According to Ars Technica, the decision caps a 25-year development history in which Europe’s first Mars rover repeatedly lost its ride to space as partnerships collapsed and schedules slipped. What began as ESA’s Aurora programme in the early 2000s evolved into ExoMars, a flagship project intended to put a European-built rover on Mars to drill below the surface in search of signs of past or present life.
The rover’s path has been shaped less by engineering than by geopolitics and budget cycles. In 2009, NASA and ESA agreed to pursue Mars exploration together, with plans for a 2016 orbiter and a 2018 rover mission using US launchers and a US landing system. Ars Technica notes that NASA withdrew in 2012, citing budget pressure including cost overruns on the James Webb Space Telescope. ESA, unable to replace NASA’s contributions alone, turned to Russia: Proton rockets for launches, a Russian descent system for landing, and Russian instruments aboard the spacecraft.

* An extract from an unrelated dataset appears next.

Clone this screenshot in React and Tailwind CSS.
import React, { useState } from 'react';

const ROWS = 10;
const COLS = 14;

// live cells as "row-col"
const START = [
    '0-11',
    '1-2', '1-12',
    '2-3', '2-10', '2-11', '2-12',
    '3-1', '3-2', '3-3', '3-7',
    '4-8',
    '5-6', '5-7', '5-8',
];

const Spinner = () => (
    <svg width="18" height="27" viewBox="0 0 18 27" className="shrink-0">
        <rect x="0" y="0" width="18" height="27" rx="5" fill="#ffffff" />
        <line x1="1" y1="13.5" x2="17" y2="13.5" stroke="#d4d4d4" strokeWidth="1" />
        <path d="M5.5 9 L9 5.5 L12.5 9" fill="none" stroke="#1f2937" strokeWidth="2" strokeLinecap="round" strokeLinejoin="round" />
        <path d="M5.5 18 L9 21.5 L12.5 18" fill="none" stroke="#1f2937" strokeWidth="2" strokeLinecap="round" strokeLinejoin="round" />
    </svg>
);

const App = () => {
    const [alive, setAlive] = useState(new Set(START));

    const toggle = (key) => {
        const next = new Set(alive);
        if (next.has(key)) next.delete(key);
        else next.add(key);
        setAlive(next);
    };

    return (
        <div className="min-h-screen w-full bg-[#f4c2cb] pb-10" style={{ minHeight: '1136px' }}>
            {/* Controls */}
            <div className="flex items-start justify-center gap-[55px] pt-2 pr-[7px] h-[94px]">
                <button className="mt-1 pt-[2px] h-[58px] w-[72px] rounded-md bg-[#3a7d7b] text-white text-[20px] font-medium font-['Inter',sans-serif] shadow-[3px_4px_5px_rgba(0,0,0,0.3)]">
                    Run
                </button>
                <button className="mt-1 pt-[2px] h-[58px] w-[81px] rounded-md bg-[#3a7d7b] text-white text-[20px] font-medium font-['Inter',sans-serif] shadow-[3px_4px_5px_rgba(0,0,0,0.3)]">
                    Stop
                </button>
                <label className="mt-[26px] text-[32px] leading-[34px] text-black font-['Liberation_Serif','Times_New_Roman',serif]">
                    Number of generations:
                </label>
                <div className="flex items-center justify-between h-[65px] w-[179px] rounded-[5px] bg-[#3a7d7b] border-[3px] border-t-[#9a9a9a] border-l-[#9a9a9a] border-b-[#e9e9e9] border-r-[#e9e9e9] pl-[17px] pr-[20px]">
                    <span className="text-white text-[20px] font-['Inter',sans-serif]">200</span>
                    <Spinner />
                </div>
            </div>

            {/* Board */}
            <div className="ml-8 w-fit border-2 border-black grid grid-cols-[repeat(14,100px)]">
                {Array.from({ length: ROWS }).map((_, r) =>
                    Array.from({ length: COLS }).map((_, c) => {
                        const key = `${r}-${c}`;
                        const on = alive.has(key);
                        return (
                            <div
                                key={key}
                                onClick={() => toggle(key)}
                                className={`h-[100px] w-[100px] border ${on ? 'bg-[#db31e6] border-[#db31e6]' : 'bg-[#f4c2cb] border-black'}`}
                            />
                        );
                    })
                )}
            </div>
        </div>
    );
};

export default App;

That partnership produced one tangible success. Russia launched the ExoMars Trace Gas Orbiter in 2016, and it remains in service around Mars, returning data and relaying communications for NASA’s rovers, Ars Technica reports. But the rover itself was delayed again by parachute-test failures and the pandemic, pushing a planned 2022 launch. Then Russia’s 2022 invasion of Ukraine ended the arrangement entirely: ESA severed most ties with Roscosmos after key hardware had already been built and was awaiting final integration.
The new US role is therefore not a symbolic assist but a replacement for critical components. Under a 2024 NASA-ESA agreement cited by Ars Technica, the United States is providing the launch vehicle, braking engines for landing, and nuclear-powered heater units to keep the rover’s systems alive through the Martian night. The Falcon Heavy assignment adds another layer: Europe’s flagship rover will fly on an American commercial rocket, from Kennedy Space Center, after successive European and Russian launch plans failed.

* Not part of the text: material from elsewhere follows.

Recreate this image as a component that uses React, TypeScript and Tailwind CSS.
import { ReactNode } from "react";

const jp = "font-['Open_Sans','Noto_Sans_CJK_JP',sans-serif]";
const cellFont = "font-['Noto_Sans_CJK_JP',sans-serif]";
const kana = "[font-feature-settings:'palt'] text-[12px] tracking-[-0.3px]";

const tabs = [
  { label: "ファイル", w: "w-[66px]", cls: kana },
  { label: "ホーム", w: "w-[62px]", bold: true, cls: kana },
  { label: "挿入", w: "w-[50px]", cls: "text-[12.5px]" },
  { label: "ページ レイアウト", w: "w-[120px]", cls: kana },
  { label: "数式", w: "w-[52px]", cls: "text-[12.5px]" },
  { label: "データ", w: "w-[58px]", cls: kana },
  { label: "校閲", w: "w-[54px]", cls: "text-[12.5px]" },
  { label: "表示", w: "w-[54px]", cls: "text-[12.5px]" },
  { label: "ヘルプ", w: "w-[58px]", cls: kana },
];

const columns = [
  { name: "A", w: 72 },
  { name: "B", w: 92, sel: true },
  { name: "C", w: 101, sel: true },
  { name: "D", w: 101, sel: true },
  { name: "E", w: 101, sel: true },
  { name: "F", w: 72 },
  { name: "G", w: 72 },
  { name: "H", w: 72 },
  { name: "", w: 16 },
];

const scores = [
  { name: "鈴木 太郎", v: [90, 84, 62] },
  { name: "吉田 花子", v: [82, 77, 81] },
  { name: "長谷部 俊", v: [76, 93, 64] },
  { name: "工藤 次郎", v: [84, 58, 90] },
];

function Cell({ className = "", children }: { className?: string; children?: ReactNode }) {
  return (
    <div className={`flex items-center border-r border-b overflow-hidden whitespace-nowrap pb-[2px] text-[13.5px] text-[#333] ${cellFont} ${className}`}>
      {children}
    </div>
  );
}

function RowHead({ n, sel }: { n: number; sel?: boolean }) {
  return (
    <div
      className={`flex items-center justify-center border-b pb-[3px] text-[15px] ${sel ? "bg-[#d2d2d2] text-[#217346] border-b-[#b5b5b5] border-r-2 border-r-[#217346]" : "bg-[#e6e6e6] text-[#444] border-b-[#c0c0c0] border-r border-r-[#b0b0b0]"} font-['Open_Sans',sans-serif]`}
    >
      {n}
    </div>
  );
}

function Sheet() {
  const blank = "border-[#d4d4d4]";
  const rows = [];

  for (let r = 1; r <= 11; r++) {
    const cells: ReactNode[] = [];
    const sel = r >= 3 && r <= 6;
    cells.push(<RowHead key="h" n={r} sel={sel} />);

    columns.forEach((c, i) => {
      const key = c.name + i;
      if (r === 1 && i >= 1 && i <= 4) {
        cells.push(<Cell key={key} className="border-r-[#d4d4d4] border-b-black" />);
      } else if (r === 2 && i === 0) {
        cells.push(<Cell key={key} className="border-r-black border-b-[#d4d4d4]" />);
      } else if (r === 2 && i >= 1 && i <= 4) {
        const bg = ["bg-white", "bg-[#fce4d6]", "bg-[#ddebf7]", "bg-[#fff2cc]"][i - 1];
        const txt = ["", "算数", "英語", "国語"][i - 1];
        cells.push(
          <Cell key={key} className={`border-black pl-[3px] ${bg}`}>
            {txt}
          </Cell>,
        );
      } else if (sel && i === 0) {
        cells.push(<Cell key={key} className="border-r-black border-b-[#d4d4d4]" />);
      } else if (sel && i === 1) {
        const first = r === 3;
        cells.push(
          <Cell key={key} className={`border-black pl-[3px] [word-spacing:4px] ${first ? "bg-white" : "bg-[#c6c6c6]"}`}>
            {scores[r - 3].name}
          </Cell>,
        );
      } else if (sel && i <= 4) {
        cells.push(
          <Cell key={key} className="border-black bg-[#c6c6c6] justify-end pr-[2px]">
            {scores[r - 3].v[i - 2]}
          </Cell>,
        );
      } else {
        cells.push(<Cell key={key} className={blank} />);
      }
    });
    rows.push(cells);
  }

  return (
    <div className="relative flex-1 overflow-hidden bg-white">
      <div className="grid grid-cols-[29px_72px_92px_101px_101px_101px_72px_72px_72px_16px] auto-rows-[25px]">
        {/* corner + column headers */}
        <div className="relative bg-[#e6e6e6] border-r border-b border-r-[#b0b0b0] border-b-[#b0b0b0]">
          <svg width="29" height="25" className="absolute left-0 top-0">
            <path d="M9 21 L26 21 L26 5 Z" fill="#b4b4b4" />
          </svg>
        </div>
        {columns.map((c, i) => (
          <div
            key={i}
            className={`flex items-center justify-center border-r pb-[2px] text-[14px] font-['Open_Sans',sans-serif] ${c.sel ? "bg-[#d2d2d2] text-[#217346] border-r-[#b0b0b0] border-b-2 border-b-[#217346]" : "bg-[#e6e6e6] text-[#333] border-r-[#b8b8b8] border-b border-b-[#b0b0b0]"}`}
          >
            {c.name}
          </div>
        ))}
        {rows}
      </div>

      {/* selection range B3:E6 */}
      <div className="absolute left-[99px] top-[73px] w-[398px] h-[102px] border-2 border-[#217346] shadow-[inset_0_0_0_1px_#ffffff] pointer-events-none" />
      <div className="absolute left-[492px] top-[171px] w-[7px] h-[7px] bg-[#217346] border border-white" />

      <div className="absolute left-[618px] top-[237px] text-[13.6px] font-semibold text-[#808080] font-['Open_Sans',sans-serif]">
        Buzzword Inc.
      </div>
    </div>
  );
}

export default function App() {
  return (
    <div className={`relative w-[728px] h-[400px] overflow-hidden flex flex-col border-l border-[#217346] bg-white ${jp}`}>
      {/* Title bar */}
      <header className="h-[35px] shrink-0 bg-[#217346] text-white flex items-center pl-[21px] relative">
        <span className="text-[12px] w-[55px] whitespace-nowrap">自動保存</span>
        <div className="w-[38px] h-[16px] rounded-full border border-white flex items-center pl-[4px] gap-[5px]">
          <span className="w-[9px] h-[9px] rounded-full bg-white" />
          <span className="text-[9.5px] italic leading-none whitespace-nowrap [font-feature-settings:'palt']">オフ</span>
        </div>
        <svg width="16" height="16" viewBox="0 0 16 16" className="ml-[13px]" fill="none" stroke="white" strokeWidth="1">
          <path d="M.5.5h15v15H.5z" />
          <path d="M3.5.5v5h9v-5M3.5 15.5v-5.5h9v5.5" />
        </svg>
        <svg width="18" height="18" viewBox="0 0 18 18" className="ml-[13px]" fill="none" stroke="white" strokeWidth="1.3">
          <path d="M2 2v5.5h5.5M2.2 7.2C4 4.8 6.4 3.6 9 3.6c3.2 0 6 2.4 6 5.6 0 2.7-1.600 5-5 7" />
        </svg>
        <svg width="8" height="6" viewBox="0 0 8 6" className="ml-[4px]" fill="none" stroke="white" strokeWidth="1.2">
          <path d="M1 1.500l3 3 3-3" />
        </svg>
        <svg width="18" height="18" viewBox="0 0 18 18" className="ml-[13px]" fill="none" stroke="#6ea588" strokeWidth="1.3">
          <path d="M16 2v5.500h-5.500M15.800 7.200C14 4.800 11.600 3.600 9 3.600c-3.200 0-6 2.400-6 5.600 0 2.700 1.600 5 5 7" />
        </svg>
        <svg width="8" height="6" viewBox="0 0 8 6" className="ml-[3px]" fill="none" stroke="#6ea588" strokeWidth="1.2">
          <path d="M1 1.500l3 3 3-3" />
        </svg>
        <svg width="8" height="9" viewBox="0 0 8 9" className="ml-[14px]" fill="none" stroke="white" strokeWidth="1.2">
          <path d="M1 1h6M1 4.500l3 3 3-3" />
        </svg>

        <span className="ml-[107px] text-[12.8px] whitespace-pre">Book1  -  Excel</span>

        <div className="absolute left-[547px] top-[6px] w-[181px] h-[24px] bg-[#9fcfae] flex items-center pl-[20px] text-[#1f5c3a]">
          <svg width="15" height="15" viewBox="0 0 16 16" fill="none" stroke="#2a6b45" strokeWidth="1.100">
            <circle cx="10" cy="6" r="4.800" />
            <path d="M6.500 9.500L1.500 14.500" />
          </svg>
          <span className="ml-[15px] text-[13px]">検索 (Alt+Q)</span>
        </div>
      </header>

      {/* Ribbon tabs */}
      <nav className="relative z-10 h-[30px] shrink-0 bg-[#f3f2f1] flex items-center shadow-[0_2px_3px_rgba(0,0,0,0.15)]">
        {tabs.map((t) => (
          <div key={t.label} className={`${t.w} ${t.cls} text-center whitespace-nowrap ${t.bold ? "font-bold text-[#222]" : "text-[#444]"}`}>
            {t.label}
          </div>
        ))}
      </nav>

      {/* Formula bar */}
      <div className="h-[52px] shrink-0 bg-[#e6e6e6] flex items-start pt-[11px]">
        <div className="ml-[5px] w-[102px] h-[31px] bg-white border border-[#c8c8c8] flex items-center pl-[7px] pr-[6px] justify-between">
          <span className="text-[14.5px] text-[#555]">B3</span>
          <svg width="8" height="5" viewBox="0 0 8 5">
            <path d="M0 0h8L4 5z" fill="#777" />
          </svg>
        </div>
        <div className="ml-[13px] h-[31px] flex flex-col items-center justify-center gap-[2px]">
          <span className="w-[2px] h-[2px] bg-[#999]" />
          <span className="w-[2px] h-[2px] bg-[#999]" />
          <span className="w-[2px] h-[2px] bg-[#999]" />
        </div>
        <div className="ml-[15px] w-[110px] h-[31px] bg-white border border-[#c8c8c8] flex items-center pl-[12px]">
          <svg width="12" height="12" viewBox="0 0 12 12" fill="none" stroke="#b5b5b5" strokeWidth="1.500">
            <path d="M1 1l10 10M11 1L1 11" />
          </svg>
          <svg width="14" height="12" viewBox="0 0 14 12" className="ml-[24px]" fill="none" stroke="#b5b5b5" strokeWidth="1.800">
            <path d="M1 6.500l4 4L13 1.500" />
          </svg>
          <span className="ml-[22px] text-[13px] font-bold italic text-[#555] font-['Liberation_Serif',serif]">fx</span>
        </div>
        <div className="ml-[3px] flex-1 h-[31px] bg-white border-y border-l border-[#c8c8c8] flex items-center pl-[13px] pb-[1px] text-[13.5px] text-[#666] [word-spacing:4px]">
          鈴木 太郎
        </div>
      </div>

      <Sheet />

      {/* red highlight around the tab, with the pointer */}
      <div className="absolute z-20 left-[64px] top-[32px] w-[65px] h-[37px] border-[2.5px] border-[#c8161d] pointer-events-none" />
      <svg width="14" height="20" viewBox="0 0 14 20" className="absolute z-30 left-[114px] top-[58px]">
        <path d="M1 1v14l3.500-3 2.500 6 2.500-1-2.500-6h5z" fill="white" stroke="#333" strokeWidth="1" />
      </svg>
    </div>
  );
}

For ESA, the mission is a test of institutional resilience as much as planetary science. A rover designed to search for life is now also a case study in how space programmes inherit the risks of their suppliers and partners. When the political cost of cooperation rises, hardware already built becomes stranded inventory, and the schedule resets to whoever can provide the missing pieces.
The rover is named for Rosalind Franklin. Its launch date is now dependent on a US rocket manifest.